• _Brief_: Copy all lines that contain the word "React".

• _Data lines_:
──────

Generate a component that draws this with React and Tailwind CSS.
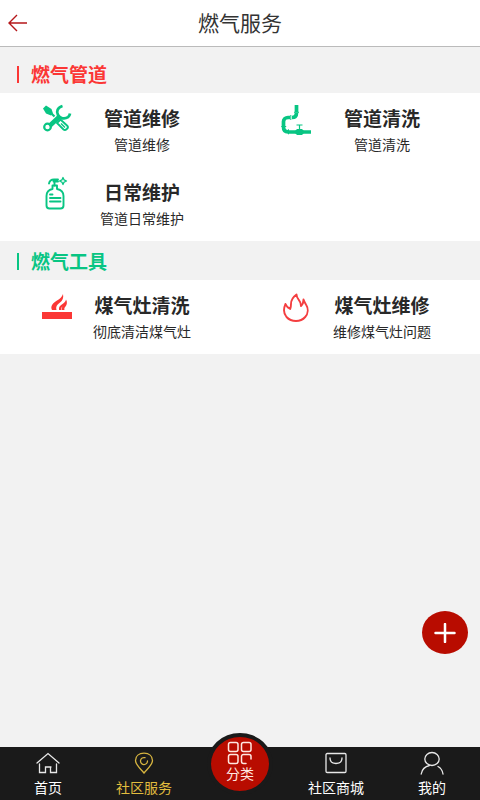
import React from "react";

function BackIcon() {
  return (
    <svg width="20" height="18" viewBox="0 0 20 18" fill="none" stroke="#b5171a" strokeWidth="1.4">
      <path d="M9 1 1 9l8 8M1 9h18" />
    </svg>
  );
}

function ToolsIcon() {
  return (
    <svg width="32" height="32" viewBox="0 0 32 32" fill="none" stroke="#08c583">
      <path d="M2 5.500 5 2.500l5.500 3.500 1.500 4.500-2 2-5-2z" fill="#08c583" stroke="none" />
      <path d="m10 10 3.500 3.500" strokeWidth="2.200" />
      <path d="M8.500 23 18 14" strokeWidth="4.500" />
      <path d="M21.500 3c-5 1.500-6.500 5.500-4.500 9s6.500 4.500 10 2.200c1-.8 1.700-2 2-3.700" strokeWidth="2.800" />
      <circle cx="6.500" cy="24" r="3.300" strokeWidth="2.200" />
      <path d="m19.500 16.500-3.500 3.500 6.500 6.500c2 1.500 5.500-1.500 4-3.500z" strokeWidth="1.900" />
      <path d="m20 20.500 4 4" strokeWidth="1.500" />
    </svg>
  );
}

function PipeIcon() {
  return (
    <svg width="32" height="32" viewBox="0 0 32 32" fill="none" stroke="#08c583">
      <path d="M15.500 2v7M15.500 9.800c0 3-1.500 4.700-4.500 4.700M9 14.500H7C4.500 14.500 2.500 16 2.500 18.500V23M2.500 24c0 3 1.800 4.800 4.500 4.800M8 29h22" strokeWidth="3.700" />
      <path d="M13 9.300h5M9.800 12v5M.2 23.500h5M7.500 26.300v5" strokeWidth="1" />
      <path d="M13 29 16 26h5l3 3-3 3h-5z" fill="#08c583" stroke="none" />
      <path d="M18.500 22v5M15.500 22h6" strokeWidth="1.200" />
    </svg>
  );
}

function BottleIcon() {
  return (
    <svg width="32" height="34" viewBox="0 0 32 34" fill="none" stroke="#08c583" strokeWidth="1.900" strokeLinecap="round" strokeLinejoin="round">
      <path d="M11.500 9.500H16V13c3.800.8 6.500 3.500 6.500 7v9.500c0 2-1 3-3 3H8.500c-2 0-3-1-3-3V20c0-3.500 2.500-6.200 6-7z" />
      <path d="M13.500 9.500V5.500M8 7.500c.5-2.500 2.500-4 5-4h4M12.500 5.500H17M9 18.500h2.500M9 22h10.500M9 25.500h10.500" />
      <path d="m22 1.500 1.100 2.400 2.400 1.100-2.400 1.100L22 8.500l-1.100-2.400L18.500 5l2.400-1.100z" strokeWidth="1.300" />
    </svg>
  );
}

function StoveIcon() {
  return (
    <svg width="32" height="32" viewBox="0 -2 32 32" fill="#fb3735">
      <path d="M1 20h30v7H1z" />
      <path d="M11 18c-2-4 1-7 5-9.500 3-1.800 5-3.500 6-6.500.8 4-.5 6.500-3 8.500-2.500 2.200-4.500 3.500-3.500 7.500zM18 18c-.5-3 1-4.500 3.500-6 2-1.200 3-2.500 3.500-4.500 1.500 2.500 1 5-.5 7-1 1.200-1.500 2-1 3.500H21c-.5-1.500 0-2.500.5-3.500-1.200 1-1.500 2-1 3.500z" />
    </svg>
  );
}

function FlameIcon() {
  return (
    <svg width="28" height="32" viewBox="0 0 28 32" fill="none" stroke="#f43e40" strokeWidth="1.900" strokeLinejoin="round">
      <path d="M2.500 14C.3 19 .5 23.500 3.500 27c2.300 2.500 5.800 4 9.500 4s7-1.500 9.200-4c3-3.500 3.300-8.500.8-12.500-1-1.700-2.200-3.500-2.500-5 0 3-.8 5-2.500 6.500-.2-3-1-5-2.500-6.700C14.300 7.800 13.500 6.500 13.500 4.500c-3.500 2.500-5.500 6-5.500 9.500 0 2-.3 3.500-.8 5C5 18 3.500 16.500 2.500 14z" />
    </svg>
  );
}

function HomeIcon() {
  return (
    <svg width="24" height="22" viewBox="0 0 24 22" fill="none" stroke="#e8e8e8" strokeWidth="1.300" strokeLinecap="round">
      <path d="M1 11 12 1.500 23 11M3.500 12v8.500h6V15H15M14.500 15v5.500h6V12" />
    </svg>
  );
}

function PinIcon() {
  return (
    <svg width="20" height="22" viewBox="0 0 20 22" fill="none" stroke="#d6b440" strokeWidth="1.300" strokeLinecap="round">
      <path d="M10 21C7 17 1.500 13 1.500 8.500 1.500 4 5 1.200 10 1.200s8.500 2.800 8.500 7.300C18.500 13 13 17 10 21z" />
      <path d="M13.500 9a3.500 3.500 0 1 1-2.500-3.300" />
    </svg>
  );
}

function BagIcon() {
  return (
    <svg width="22" height="22" viewBox="0 0 22 22" fill="none" stroke="#e8e8e8" strokeWidth="1.300" strokeLinecap="round">
      <rect x="1" y="1.500" width="20" height="19" rx="1.200" />
      <path d="M5 6c0 3.500 2.500 5.500 6 5.500S17 9.500 17 6" />
    </svg>
  );
}

function PersonIcon() {
  return (
    <svg width="24" height="24" viewBox="0 0 24 24" fill="none" stroke="#e8e8e8" strokeWidth="1.300" strokeLinecap="round">
      <ellipse cx="12" cy="8" rx="7.200" ry="6.500" />
      <path d="M9.500 14.500C4.500 15.500 2 18.500 1.200 23M18 15.500c3 1.500 4.500 4 5 7.500" />
    </svg>
  );
}

function CategoryIcon() {
  return (
    <svg width="26" height="24" viewBox="0 0 26 24" fill="none" stroke="#ffe7e0" strokeWidth="1.500" strokeLinecap="round">
      <rect x="1.500" y="1.500" width="9.500" height="9" rx="2" />
      <rect x="14.500" y="1.500" width="9.500" height="9" rx="2" />
      <rect x="1.500" y="13.500" width="9.500" height="9" rx="2" />
      <path d="M24 18v-2.500c0-1.200-.8-2-2-2h-5.500c-1.200 0-2 .8-2 2v5c0 1.200.8 2 2 2H19" />
    </svg>
  );
}

const pipes = [
  { title: "管道维修", text: "管道维修", Icon: ToolsIcon },
  { title: "管道清洗", text: "管道清洗", Icon: PipeIcon },
  { title: "日常维护", text: "管道日常维护", Icon: BottleIcon },
];

const appliances = [
  { title: "煤气灶清洗", text: "彻底清洁煤气灶", Icon: StoveIcon },
  { title: "煤气灶维修", text: "维修煤气灶问题", Icon: FlameIcon },
];

function Section({ title, color, items }) {
  return (
    <section>
      <h2 className={`flex h-[39px] items-center gap-3 pt-0.5 pl-[17px] text-[19px] font-bold ${color}`}>
        <span className="h-[17px] w-[2px] bg-current" />
        {title}
      </h2>
      <div className="grid grid-cols-2 bg-white">
        {items.map(({ title: name, text, Icon }) => (
          <a key={name} href="#" className="flex h-[74px] pt-[9px] pl-[38px]">
            <span className="flex h-[34px] w-[38px] shrink-0 items-center justify-center">
              <Icon />
            </span>
            <span className="flex w-[132px] flex-col items-center text-[#282828]">
              <strong className="text-[19px] leading-8 font-bold">{name}</strong>
              <span className="text-sm whitespace-nowrap">{text}</span>
            </span>
          </a>
        ))}
      </div>
    </section>
  );
}

function NavItem({ label, Icon, active }) {
  return (
    <a href="#" className={`flex flex-1 flex-col items-center pt-1 text-sm ${active ? "text-[#e2bd3e]" : "text-white"}`}>
      <span className="flex h-6 items-center">
        <Icon />
      </span>
      <span className="leading-6">{label}</span>
    </a>
  );
}

export default function App() {
  return (
    <div className="flex min-h-screen flex-col bg-[#f2f2f2] font-['Noto_Sans_CJK_SC',sans-serif]">
      <header className="grid h-[47px] grid-cols-[1fr_auto_1fr] items-center border-b border-[#bbbbbb] bg-white px-2">
        <button type="button" aria-label="返回" className="justify-self-start">
          <BackIcon />
        </button>
        <h1 className="text-[21px] text-[#333333]">燃气服务</h1>
      </header>
      <main className="flex-1 pt-[7px]">
        <Section title="燃气管道" color="text-[#fb3735]" items={pipes} />
        <Section title="燃气工具" color="text-[#08c583]" items={appliances} />
      </main>
      <button
        type="button"
        aria-label="添加"
        className="fixed right-3 bottom-[146px] flex h-[43px] w-[46px] items-center justify-center rounded-[50%] bg-[#b80c00]"
      >
        <svg width="22" height="20" viewBox="0 0 22 20" stroke="#ffffff" strokeWidth="2.500" strokeLinecap="round">
          <path d="M11 1v18M1.500 10h19" />
        </svg>
      </button>
      <nav className="sticky bottom-0 flex h-[53px] bg-[#1a1a1a]">
        <NavItem label="首页" Icon={HomeIcon} />
        <NavItem label="社区服务" Icon={PinIcon} active />
        <a href="#" className="flex flex-1 justify-center text-sm text-[#ffe7e0]">
          <span className="-mt-[14px] flex h-[62px] w-[66px] shrink-0 flex-col items-center rounded-[50%] border-4 border-[#1a1a1a] bg-[#b80c00] pt-1">
            <CategoryIcon />
            <span className="leading-4">分类</span>
          </span>
        </a>
        <NavItem label="社区商城" Icon={BagIcon} />
        <NavItem label="我的" Icon={PersonIcon} />
      </nav>
    </div>
  );
}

──────

• _Task response_:
Generate a component that draws this with React and Tailwind CSS.
import React from "react";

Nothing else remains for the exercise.